8. In her claims for refund and in this suit Plaintiff claimed that payments made to her by Owens-Illinois under the timber contract aforementioned were entitled to capital gains tax treatment under the provisions of Section 63 l(b) of the Internal Revenue Code, contending that she had retained an economic interest in the timber; and also under claim that the timber contract was in fact an executory contract to buy and to sell timber annually, which ripened into a contract of sale annually as payments were made. However, the claim under Section 63 l(b) and under the executory contract theory were abandoned for purposes of this suit in pre-trial stipulation filed herein; and Plaintiff relies altogether in this suit on the provisions of Revenue Ruling 62-81, which is based on the fair market value of the timber on the lands when the contract was entered into.
Conclusions of Law
1. This Court has jurisdiction over the parties and of the subject matter of this action under Title 28, United States Code, Section 1346(a).
2. The Internal Revenue Service incorrectly determined that Plaintiff had received proceeds under the long term timber contract with Owens-Illinois in excess of the fair market value of the timber on the lands when the contract was entered into.
3. Under Revenue Ruling 62-81, 1962-1 Cum. Bull. 153, Plaintiff is allowed long term capital gains tax treatment on proceeds received under the long term timber contract to the extent of the fair market value of the timber on the lands when the contract was entered into.
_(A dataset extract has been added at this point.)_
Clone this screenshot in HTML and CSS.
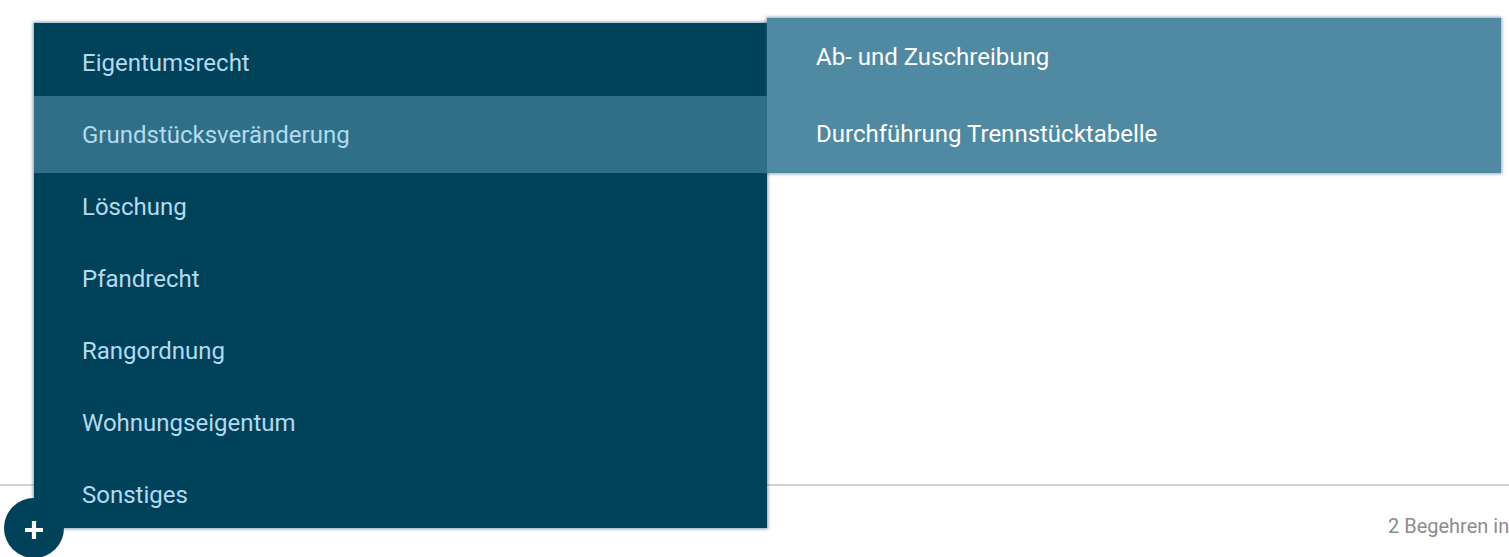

4. Plaintiff had not received in the years in question proceeds under the timber contract in excess of the fair market value of the timber on the ]ands when the contract was entered into, and therefore did not owe the additional taxes assessed by the Internal Revenue Service for the taxable years herein involved, and are entitled to a judgment against the Defendant for the total amount of $2,300.31, plus interest thereon, and costs, as provided by law.